In 2013, Mike McCoy replaces Norv Turner. Although him and Ken Whisenhunt want to install their system, Philip Rivers is the starting QB and therefore will be given a chance to adapt. Meanwhile, they used their 7th round draft pick on a QB from Southern Utah that they think is a good fit for their system. Perhaps they can groom him into something.

"The Talent Around Him"

Let's do another comparison.

Bledsoe (2000):

GS Record Comp % Pass Yds Pass TDs INT Y/C
16 5-11 58.8% 3,291 17 13 10.5

Drew was sacked 45 times that year. When he left with an injury early in the 2001 season, the thought process was that no QB could succeed behind this offensive line.

Tom Brady (2001):

GS Record Comp % Pass Yds Pass TDs INT Y/C
14 11-3 63.9% 2,843 18 12 10.8

41 sacks in 15 games tell me that Brady was facing the same heat that Bledsoe was. Fortunately for him, he was a better fit for an offense that required a lot of quick, accurate throws. This was Brady's first Super Bowl season.

Tom Brady (2002):

GS Record Comp % Pass Yds Pass TDs INT Y/C
16 9-7 62.1% 3,764 28 14 10.1

This time, Brady wasn't able to get his team to the playoffs, but his sack total dropped to 31 and he threw more TDs. His sack totals would stay below 30 for seven consecutive seasons. Is that because the offensive line got drastically better after Bledsoe left, or is it because Brady got rid of the ball quicker and had better pocket awareness?
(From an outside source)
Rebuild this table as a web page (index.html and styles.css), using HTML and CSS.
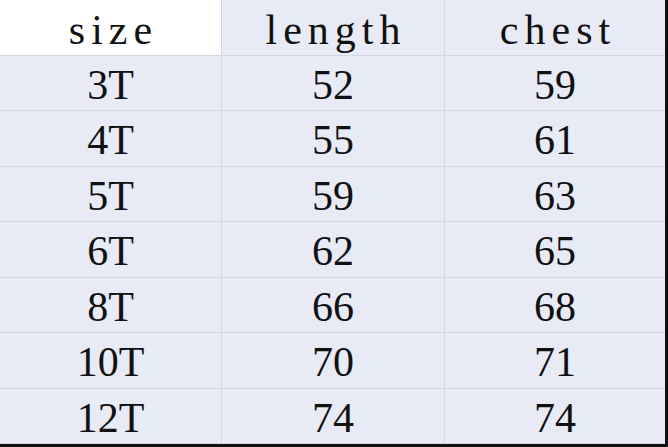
FILE: index.html
```html
<!DOCTYPE html>
<html>
<head>
<meta charset="utf-8">
<link rel="stylesheet" href="styles.css">
</head>
<body>
<div class="table">
  <div class="cell head white">size</div>
  <div class="cell head">length</div>
  <div class="cell head last">chest</div>
  <div class="cell">3T</div><div class="cell">52</div><div class="cell last">59</div>
  <div class="cell">4T</div><div class="cell">55</div><div class="cell last">61</div>
  <div class="cell">5T</div><div class="cell">59</div><div class="cell last">63</div>
  <div class="cell">6T</div><div class="cell">62</div><div class="cell last">65</div>
  <div class="cell">8T</div><div class="cell">66</div><div class="cell last">68</div>
  <div class="cell">10T</div><div class="cell">70</div><div class="cell last">71</div>
  <div class="cell">12T</div><div class="cell">74</div><div class="cell last">74</div>
</div>
</body>
</html>
```
FILE: styles.css
```css
html, body {
  margin: 0;
  padding: 0;
  background: #e8eaf5;
}
.table {
  width: 665px;
  height: 444px;
  display: grid;
  grid-template-columns: 222px 223px 220px;
  grid-template-rows: repeat(8, 1fr);
  border-right: 3px solid #111;
  border-bottom: 3px solid #111;
  background: #e8eaf5;
  font-family: "Liberation Serif", "Times New Roman", serif;
  font-size: 42px;
  color: #111;
}
.cell {
  display: flex;
  align-items: center;
  justify-content: center;
  padding-top: 4px;
  box-sizing: border-box;
  border-right: 1px solid #d2d5e3;
  border-bottom: 1px solid #d2d5e3;
  background: #e8eaf5;
}
.cell.last {
  border-right: none;
}
.head {
  letter-spacing: 6px;
  text-indent: 6px;
  padding-top: 6px;
}
.white {
  background: #ffffff;
}
```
What I'm getting at is this: Brady had the same group Bledsoe had, but he was a better fit for the new offense. He started his rookie season as the fourth QB (!) on the depth chart and was Bledsoe's backup by the beginning of 2001. I could see Brad Sorensen treading a similar path, but I sincerely hope that the parallels between Bledsoe's career and Rivers' career end this season.